Out of nearly 200 Catholic dioceses across the nation, only about 10% of bishops have refused to release a list of their own, according to SNAP. San Francisco, they say, is by far the largest diocese or archdiocese among the holdouts.
From San Diego to Santa Rosa, California’s 11 other bishops have posted such lists online, most of them following a 2018 Pennsylvania grand jury report that found more than 300 priests across the state had sexually abused children, also finding that church leaders helped cover up their crimes.
Sex Abuse Advocates Deliver List of Accused Priests to SF Archdiocese
In the absence of such a list from the Archdiocese, SNAP said it was compelled to release its own list, which it had been compiling for four years. SNAP’s members had planned on marching inside the Archdiocese headquarters to deliver their list, but were met just outside the building by Peter Barlow, the head of media relations for the Archdiocese.
Despite being continually asked about whether the Archdiocese ever intends to disclose its abuse list, Barlow never answered the question, and instead referred the crowd to a statement he released minutes earlier to members of the media. The statement from the San Francisco Archdiocese says, in part, “Our transparency related to sexual abuse allegations is directed to civil authorities such as police and sheriff departments, as well as an independent review board and our parish communities.”
The statement made no mention of whether the Archdiocese ever intends to disclose which of its priests have been accused of sexual abuse.
Outside the doors of the Archdiocese headquarters, Joey Piscitelli, a member of SNAP, repeatedly questioned Barlow about why San Francisco Archbishop Salvatore Cordileone has failed to release such a list.
"What I’m asking you is are you going to release a list or just give a response and dodge it? I want know if you’re going to release the list," Piscitelli said.
“I did give a response,” said Barlow, referring to that written statement, which fails to reference the infamous list in question.

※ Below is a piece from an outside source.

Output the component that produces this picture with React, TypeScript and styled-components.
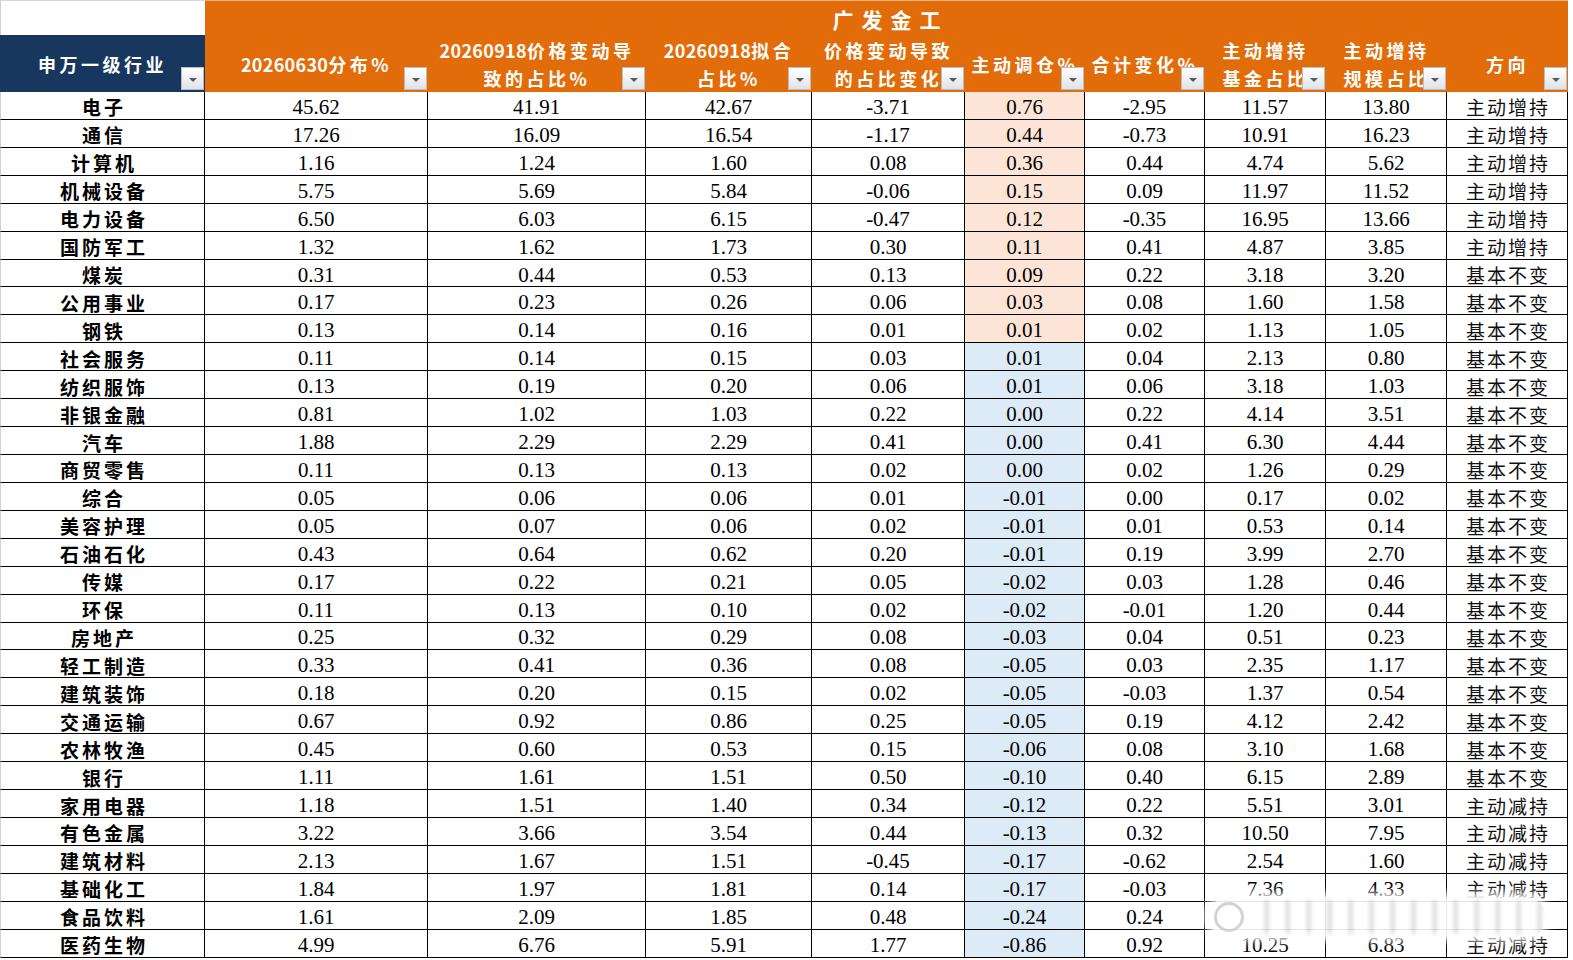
import React from "react";
import styled, { createGlobalStyle } from "styled-components";

const GlobalStyle = createGlobalStyle`
  html, body {
    margin: 0;
    padding: 0;
    background: #ffffff;
  }
  * {
    box-sizing: border-box;
  }
`;

const COLORS = {
  orange: "#e36c0a",
  navy: "#17375e",
  peach: "#fce4d6",
  blue: "#ddebf7",
  line: "#000000",
};

const CJK = `"Noto Sans CJK SC", "Noto Sans", sans-serif`;
const NUM = `"Liberation Serif", "Noto Sans CJK SC", serif`;

const Page = styled.div`
  position: relative;
  width: 1573px;
  height: 960px;
  overflow: hidden;
  background: #ffffff;
`;

const Sheet = styled.div`
  display: grid;
  grid-template-columns: 205px 223px 218px 166px 153px 120px 120px 121px 121px 121px;
  grid-template-rows: 35px 57px repeat(31, 27.93px);
`;

const BlankCorner = styled.div`
  background: #ffffff;
  border-top: 1px solid #d8d8d8;
  border-left: 1px solid #d0d0d0;
`;

const TitleCell = styled.div`
  grid-column: 2 / span 9;
  background: ${COLORS.orange};
  border-top: 1px solid #f2b27a;
  display: flex;
  align-items: center;
  justify-content: center;
  color: #ffffff;
  font-family: ${CJK};
  font-weight: 700;
  font-size: 21px;
  letter-spacing: 8px;
  padding-left: 8px;
  padding-top: 1px;
`;

const HeadCell = styled.div<{ $navy?: boolean }>`
  position: relative;
  background: ${(p) => (p.$navy ? COLORS.navy : COLORS.orange)};
  display: flex;
  flex-direction: column;
  align-items: center;
  justify-content: center;
  color: #ffffff;
  font-family: ${CJK};
  font-weight: 700;
  font-size: 18px;
  line-height: 28px;
  letter-spacing: 3.5px;
  white-space: nowrap;
  padding-top: 1px;
`;

const HeadLine = styled.span`
  display: block;
`;

const Digits = styled.span`
  letter-spacing: 0.3px;
`;

const FilterButton = styled.div`
  position: absolute;
  right: 1px;
  bottom: 2px;
  width: 23px;
  height: 23px;
  background: linear-gradient(#ffffff, #dfe3e8);
  border: 1px solid #b9bec6;
  display: flex;
  align-items: center;
  justify-content: center;
  &::after {
    content: "";
    border-left: 4px solid transparent;
    border-right: 4px solid transparent;
    border-top: 4px solid #5a5a5a;
    margin-top: 2px;
  }
`;

const Cell = styled.div<{ $fill?: string }>`
  display: flex;
  align-items: center;
  justify-content: center;
  background: ${(p) => p.$fill || "#ffffff"};
  border-right: 1px solid ${COLORS.line};
  border-bottom: 1px solid ${COLORS.line};
  color: #000000;
  font-family: ${NUM};
  font-size: 21px;
  white-space: nowrap;
  padding-top: 4px;
`;

const NameCell = styled(Cell)`
  border-left: 1px solid #d0d0d0;
  font-family: ${CJK};
  font-weight: 700;
  font-size: 19px;
  letter-spacing: 3px;
  padding-left: 3px;
  padding-top: 3px;
`;

const DirCell = styled(Cell)`
  font-family: ${CJK};
  font-weight: 400;
  font-size: 19px;
  letter-spacing: 2px;
  padding-left: 2px;
  padding-top: 3px;
  color: #111111;
`;

const Watermark = styled.div`
  position: absolute;
  left: 1208px;
  top: 897px;
  width: 338px;
  height: 40px;
  border-radius: 20px;
  background: rgba(255, 255, 255, 0.9);
  box-shadow: 0 0 8px 4px rgba(255, 255, 255, 0.9);
  overflow: hidden;
  display: flex;
  align-items: center;
  gap: 12px;
  padding-left: 6px;
`;

const WatermarkLogo = styled.div`
  width: 30px;
  height: 30px;
  border-radius: 50%;
  border: 3px solid rgba(200, 200, 200, 0.8);
  flex-shrink: 0;
`;

const WatermarkText = styled.div`
  flex: 1;
  height: 34px;
  filter: blur(2px);
  background: repeating-linear-gradient(
    90deg,
    rgba(255, 255, 255, 0) 0px,
    rgba(255, 255, 255, 0) 9px,
    rgba(90, 90, 90, 0.45) 10px,
    rgba(255, 255, 255, 0) 13px,
    rgba(255, 255, 255, 0) 21px
  );
`;

type Row = [string, string, string, string, string, string, string, string, string, string];

const rows: Row[] = [
  ["电子", "45.62", "41.91", "42.67", "-3.71", "0.76", "-2.95", "11.57", "13.80", "主动增持"],
  ["通信", "17.26", "16.09", "16.54", "-1.17", "0.44", "-0.73", "10.91", "16.23", "主动增持"],
  ["计算机", "1.16", "1.24", "1.60", "0.08", "0.36", "0.44", "4.74", "5.62", "主动增持"],
  ["机械设备", "5.75", "5.69", "5.84", "-0.06", "0.15", "0.09", "11.97", "11.52", "主动增持"],
  ["电力设备", "6.50", "6.03", "6.15", "-0.47", "0.12", "-0.35", "16.95", "13.66", "主动增持"],
  ["国防军工", "1.32", "1.62", "1.73", "0.30", "0.11", "0.41", "4.87", "3.85", "主动增持"],
  ["煤炭", "0.31", "0.44", "0.53", "0.13", "0.09", "0.22", "3.18", "3.20", "基本不变"],
  ["公用事业", "0.17", "0.23", "0.26", "0.06", "0.03", "0.08", "1.60", "1.58", "基本不变"],
  ["钢铁", "0.13", "0.14", "0.16", "0.01", "0.01", "0.02", "1.13", "1.05", "基本不变"],
  ["社会服务", "0.11", "0.14", "0.15", "0.03", "0.01", "0.04", "2.13", "0.80", "基本不变"],
  ["纺织服饰", "0.13", "0.19", "0.20", "0.06", "0.01", "0.06", "3.18", "1.03", "基本不变"],
  ["非银金融", "0.81", "1.02", "1.03", "0.22", "0.00", "0.22", "4.14", "3.51", "基本不变"],
  ["汽车", "1.88", "2.29", "2.29", "0.41", "0.00", "0.41", "6.30", "4.44", "基本不变"],
  ["商贸零售", "0.11", "0.13", "0.13", "0.02", "0.00", "0.02", "1.26", "0.29", "基本不变"],
  ["综合", "0.05", "0.06", "0.06", "0.01", "-0.01", "0.00", "0.17", "0.02", "基本不变"],
  ["美容护理", "0.05", "0.07", "0.06", "0.02", "-0.01", "0.01", "0.53", "0.14", "基本不变"],
  ["石油石化", "0.43", "0.64", "0.62", "0.20", "-0.01", "0.19", "3.99", "2.70", "基本不变"],
  ["传媒", "0.17", "0.22", "0.21", "0.05", "-0.02", "0.03", "1.28", "0.46", "基本不变"],
  ["环保", "0.11", "0.13", "0.10", "0.02", "-0.02", "-0.01", "1.20", "0.44", "基本不变"],
  ["房地产", "0.25", "0.32", "0.29", "0.08", "-0.03", "0.04", "0.51", "0.23", "基本不变"],
  ["轻工制造", "0.33", "0.41", "0.36", "0.08", "-0.05", "0.03", "2.35", "1.17", "基本不变"],
  ["建筑装饰", "0.18", "0.20", "0.15", "0.02", "-0.05", "-0.03", "1.37", "0.54", "基本不变"],
  ["交通运输", "0.67", "0.92", "0.86", "0.25", "-0.05", "0.19", "4.12", "2.42", "基本不变"],
  ["农林牧渔", "0.45", "0.60", "0.53", "0.15", "-0.06", "0.08", "3.10", "1.68", "基本不变"],
  ["银行", "1.11", "1.61", "1.51", "0.50", "-0.10", "0.40", "6.15", "2.89", "基本不变"],
  ["家用电器", "1.18", "1.51", "1.40", "0.34", "-0.12", "0.22", "5.51", "3.01", "主动减持"],
  ["有色金属", "3.22", "3.66", "3.54", "0.44", "-0.13", "0.32", "10.50", "7.95", "主动减持"],
  ["建筑材料", "2.13", "1.67", "1.51", "-0.45", "-0.17", "-0.62", "2.54", "1.60", "主动减持"],
  ["基础化工", "1.84", "1.97", "1.81", "0.14", "-0.17", "-0.03", "7.36", "4.33", "主动减持"],
  ["食品饮料", "1.61", "2.09", "1.85", "0.48", "-0.24", "0.24", "", "", ""],
  ["医药生物", "4.99", "6.76", "5.91", "1.77", "-0.86", "0.92", "10.25", "6.83", "主动减持"],
];

const headers: string[][] = [
  ["申万一级行业"],
  ["20260630分布%"],
  ["20260918价格变动导", "致的占比%"],
  ["20260918拟合", "占比%"],
  ["价格变动导致", "的占比变化"],
  ["主动调仓%"],
  ["合计变化%"],
  ["主动增持", "基金占比"],
  ["主动增持", "规模占比"],
  ["方向"],
];

// digits in the header are not spaced out like the Chinese characters
const renderHeadText = (text: string) =>
  text.split(/(\d+)/).map((part, i) =>
    /^\d+$/.test(part) ? <Digits key={i}>{part}</Digits> : <React.Fragment key={i}>{part}</React.Fragment>
  );

export default function App() {
  return (
    <Page>
      <GlobalStyle />
      <Sheet>
        <BlankCorner />
        <TitleCell>广发金工</TitleCell>
        {headers.map((lines, i) => (
          <HeadCell key={i} $navy={i === 0}>
            {lines.map((l) => (
              <HeadLine key={l}>{renderHeadText(l)}</HeadLine>
            ))}
            <FilterButton />
          </HeadCell>
        ))}
        {rows.map((r, ri) => (
          <React.Fragment key={r[0]}>
            <NameCell>{r[0]}</NameCell>
            {r.slice(1, 9).map((v, ci) => (
              <Cell
                key={ci}
                $fill={ci === 4 ? (ri < 9 ? COLORS.peach : COLORS.blue) : undefined}
              >
                {v}
              </Cell>
            ))}
            <DirCell>{r[9]}</DirCell>
          </React.Fragment>
        ))}
      </Sheet>
      <Watermark>
        <WatermarkLogo />
        <WatermarkText />
      </Watermark>
    </Page>
  );
}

“That’s not good enough,” Piscitelli replied.
How SNAP Created Its List of ‘Predator’ Priests
In compiling the SNAP list of priests, McNevin said he and his fellow advocates relied on lawsuits, criminal cases, church documents, and interviews with victims to assemble the names of the accused.
However, since SNAP does not have access to the church’s internal files, abuse advocates believe the actual level of abuse in the San Francisco area is likely much more widespread.
"A predator is dangerous," McNevin said. “This is a spiritual trauma. It is a physical trauma. The only way to get at it is to talk about it -- and the Archdiocese of San Francisco will not talk about it.”
About half of the accused priests are still alive, according to SNAP. Among those who have since died is Fr. Martin Greenlaw, who pleaded guilty to embezzling from the church in the 1990s, and was recently accused in a lawsuit of forcing an 8-year-old boy to perform oral sex.
SNAP Still Building More Lists of Accused Priests in California
McNevin said SNAP continues to compile its own lists for other dioceses across Northern California, spanning Fresno to the Oregon border. So far, they’ve counted more than 600 names, a tally that has climbed steadily over the past few years. Back in 2002, around the time of the infamous Boston church scandal, McNevin said they had fewer than 100 names in Northern California.
SNAP’s members hope releasing the list now will lead to more victims coming forward, especially in light of California's 2019 change in state law, which now allows child sex abuse victims to file civil litigation against their abusers through the end of the year, regardless of how long ago the abuse took place. The current three-year window has added dozens more names to those lists, as NBC Bay Area reported over the summer.
However, even when Catholic bishops disclose their lists of abusers, McNevin said SNAP’s lists are consistently longer.
“We’ve gone through all these lists, and we have not found one that is complete,” McNevin said. “It’s a white-wash process.”